Белых булок и прочего съестного довольствия здесь было вдоволь в лавчонках у частников, торгующих до полуночи. Правда, стоило это отчаянно дорого. Но и на том спасибо. Большевистские власти, невпример Москве и Питеру, властвовали здесь терпимо, даже с некоторым добродушием, И многие приезжие предпочитали потомиться еще какое-то количество недель до переворота, до полного освобождения от большевистского ужаса, чем подвергать себя случайностям заманчивого, но крайне опасного сейчас продвижения дальше на юг — в гудящий победоносными колоколами, освобожденный атаманский Новочеркасск — или «за границу»: в дивный Крым, в красавец Киев, успокоенный, чисто подметенный немцами.

Совсем другое происходило на обеих окраинах города. На пушечном и металлургическом заводах, среди вспыхивающих, как пожар, митингов, где малочисленные коммунисты отбивали беспартийную массу у меньшевиков и эсеров, — торопливо ремонтировалось всякое оружие, готовилось оборудование для бронепоездов и броневых пароходов.

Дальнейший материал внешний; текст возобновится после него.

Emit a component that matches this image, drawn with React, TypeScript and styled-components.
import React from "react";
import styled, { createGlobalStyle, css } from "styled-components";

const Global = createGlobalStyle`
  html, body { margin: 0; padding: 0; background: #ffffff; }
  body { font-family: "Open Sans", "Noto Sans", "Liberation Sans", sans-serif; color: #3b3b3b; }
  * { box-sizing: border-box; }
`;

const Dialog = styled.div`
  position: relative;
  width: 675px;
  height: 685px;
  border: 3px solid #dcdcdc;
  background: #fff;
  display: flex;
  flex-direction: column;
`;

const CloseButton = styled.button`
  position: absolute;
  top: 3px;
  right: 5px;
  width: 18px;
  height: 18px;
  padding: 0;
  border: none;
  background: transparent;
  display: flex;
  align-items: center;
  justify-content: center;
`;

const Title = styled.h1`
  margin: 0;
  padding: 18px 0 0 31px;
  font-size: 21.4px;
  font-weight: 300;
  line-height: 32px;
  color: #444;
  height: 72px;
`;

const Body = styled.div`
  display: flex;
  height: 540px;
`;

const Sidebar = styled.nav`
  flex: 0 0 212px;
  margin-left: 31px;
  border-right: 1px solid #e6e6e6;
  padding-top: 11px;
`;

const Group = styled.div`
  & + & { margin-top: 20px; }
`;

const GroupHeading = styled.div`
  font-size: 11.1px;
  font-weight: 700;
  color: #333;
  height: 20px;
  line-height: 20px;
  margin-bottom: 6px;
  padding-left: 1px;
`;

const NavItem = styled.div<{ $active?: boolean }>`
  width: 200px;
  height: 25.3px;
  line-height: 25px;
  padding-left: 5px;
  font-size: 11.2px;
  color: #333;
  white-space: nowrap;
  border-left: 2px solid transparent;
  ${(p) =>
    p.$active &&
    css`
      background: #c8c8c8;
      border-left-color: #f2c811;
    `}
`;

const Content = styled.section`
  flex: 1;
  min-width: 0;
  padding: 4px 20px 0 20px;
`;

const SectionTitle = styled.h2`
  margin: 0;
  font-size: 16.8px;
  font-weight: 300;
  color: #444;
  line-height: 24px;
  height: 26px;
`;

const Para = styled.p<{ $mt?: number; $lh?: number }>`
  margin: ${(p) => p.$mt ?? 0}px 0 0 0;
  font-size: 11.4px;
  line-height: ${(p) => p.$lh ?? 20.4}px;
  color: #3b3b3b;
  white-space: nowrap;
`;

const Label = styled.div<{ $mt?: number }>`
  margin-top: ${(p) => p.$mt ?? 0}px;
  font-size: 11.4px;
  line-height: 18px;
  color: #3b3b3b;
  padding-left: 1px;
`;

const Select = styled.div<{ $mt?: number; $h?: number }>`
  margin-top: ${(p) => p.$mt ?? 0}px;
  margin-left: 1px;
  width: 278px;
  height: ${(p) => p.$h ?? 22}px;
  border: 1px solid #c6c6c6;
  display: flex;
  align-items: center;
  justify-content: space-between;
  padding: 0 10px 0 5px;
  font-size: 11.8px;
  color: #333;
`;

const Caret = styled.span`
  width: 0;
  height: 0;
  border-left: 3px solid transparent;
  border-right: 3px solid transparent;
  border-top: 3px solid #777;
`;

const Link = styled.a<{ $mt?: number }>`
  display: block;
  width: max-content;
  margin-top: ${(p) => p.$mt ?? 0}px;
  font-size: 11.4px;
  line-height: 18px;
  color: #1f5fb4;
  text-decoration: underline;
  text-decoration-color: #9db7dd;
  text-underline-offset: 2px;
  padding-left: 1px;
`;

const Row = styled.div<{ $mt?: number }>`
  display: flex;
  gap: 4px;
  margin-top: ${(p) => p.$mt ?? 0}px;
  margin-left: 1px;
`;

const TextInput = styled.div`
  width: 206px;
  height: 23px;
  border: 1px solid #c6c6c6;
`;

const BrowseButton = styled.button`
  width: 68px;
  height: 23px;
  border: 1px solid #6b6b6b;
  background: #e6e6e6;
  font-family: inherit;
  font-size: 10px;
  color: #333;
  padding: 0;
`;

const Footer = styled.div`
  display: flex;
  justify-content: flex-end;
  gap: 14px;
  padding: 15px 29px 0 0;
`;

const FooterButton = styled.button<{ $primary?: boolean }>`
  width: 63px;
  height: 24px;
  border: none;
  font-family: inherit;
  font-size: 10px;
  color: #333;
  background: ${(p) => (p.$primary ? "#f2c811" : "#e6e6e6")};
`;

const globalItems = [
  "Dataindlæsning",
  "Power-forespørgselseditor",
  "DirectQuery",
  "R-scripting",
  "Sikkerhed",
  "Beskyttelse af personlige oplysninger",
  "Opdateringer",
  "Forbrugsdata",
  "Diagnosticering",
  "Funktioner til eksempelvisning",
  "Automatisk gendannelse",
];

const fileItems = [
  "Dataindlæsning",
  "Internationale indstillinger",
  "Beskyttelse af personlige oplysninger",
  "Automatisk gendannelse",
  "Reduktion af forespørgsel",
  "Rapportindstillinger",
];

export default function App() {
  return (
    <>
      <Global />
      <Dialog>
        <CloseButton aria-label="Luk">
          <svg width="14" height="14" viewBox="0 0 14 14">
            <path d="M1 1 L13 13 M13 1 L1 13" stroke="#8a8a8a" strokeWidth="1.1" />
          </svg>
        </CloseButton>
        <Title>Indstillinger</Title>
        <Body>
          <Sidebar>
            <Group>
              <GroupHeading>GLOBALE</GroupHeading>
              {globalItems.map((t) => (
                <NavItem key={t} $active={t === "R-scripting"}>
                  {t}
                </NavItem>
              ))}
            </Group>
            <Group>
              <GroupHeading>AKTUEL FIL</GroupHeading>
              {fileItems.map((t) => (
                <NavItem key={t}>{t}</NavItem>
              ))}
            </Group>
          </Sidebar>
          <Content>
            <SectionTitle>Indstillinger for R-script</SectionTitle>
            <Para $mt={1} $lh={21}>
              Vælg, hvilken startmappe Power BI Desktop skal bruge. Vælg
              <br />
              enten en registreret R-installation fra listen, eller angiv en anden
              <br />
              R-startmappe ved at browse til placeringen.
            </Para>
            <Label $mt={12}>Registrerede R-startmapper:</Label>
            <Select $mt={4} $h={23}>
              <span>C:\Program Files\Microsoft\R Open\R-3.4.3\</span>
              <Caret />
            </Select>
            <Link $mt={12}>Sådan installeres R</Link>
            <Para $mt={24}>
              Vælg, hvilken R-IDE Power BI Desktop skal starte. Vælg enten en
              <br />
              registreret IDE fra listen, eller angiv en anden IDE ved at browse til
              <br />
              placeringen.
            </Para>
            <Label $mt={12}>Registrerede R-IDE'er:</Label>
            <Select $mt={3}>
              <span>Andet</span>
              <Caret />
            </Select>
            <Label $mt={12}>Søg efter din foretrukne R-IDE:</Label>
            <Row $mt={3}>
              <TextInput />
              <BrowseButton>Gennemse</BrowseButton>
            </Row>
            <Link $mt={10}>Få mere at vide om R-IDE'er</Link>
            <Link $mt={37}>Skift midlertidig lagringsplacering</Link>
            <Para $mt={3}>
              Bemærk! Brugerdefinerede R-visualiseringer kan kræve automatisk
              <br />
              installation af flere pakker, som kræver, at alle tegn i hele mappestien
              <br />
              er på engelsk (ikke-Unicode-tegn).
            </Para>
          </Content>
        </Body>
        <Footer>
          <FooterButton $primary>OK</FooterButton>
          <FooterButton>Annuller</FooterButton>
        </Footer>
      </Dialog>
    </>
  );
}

На лесных пристанях, на сорока шести лесопильных заводах, на беньдежках (где раздаются наряды) формировались «береговые боевые отряды».

Казачьи восстания подступили теперь к самому рубежу — к Дону — и перекидывались на левый его берег. Пала Пятиизбянская, наискосок ее пал Калач — огромная левобережная станица.

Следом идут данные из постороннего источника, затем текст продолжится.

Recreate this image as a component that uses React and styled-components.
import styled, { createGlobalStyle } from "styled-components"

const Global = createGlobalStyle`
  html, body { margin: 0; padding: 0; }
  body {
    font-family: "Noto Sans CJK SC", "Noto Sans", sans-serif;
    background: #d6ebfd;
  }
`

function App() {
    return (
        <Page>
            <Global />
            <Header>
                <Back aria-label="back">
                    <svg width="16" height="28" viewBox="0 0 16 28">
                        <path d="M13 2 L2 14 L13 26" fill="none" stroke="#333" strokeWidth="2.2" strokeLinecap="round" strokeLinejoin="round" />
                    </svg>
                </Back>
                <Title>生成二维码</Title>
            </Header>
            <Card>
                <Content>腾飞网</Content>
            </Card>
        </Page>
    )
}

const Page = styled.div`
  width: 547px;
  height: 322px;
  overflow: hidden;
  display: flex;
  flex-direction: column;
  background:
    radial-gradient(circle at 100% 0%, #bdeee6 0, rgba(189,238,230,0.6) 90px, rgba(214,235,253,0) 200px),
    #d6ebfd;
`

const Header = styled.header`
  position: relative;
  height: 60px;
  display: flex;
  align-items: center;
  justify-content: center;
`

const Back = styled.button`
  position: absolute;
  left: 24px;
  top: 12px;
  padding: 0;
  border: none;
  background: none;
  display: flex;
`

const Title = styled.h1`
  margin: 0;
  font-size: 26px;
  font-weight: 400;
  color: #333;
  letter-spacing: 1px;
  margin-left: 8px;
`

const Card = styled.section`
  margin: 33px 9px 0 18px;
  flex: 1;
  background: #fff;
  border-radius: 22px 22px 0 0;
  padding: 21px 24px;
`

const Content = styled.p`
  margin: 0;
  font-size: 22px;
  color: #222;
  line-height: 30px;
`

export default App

Царицынские реденькие отряды, державшие фронт под станцией Чир, отступили через железнодорожный мост на левую, луговую сторону Дона. Двадцать второго мая белые взорвали мост; западная ферма его рухнула с тридцатисаженной высоты на песчаную отмель. Путь на Белую Калитву, откуда медленно двигались на помощь Царицыну эшелоны Ворошилова, был отрезан.

Восстания полыхали далеко на севере Дона, и слышно было, что казаки идут на Поворино, чтобы, отрезав Москву от Царицына, охватить его мертвой подковой. Едва держалась, как гнилая ниточка, дорога на юг — в хлебную житницу — на Северный Кавказ, Кубань и Терек: там после мартовской неудачи Добровольческая армия, отдохнувшая и пополнившаяся, снова начинала военные операции.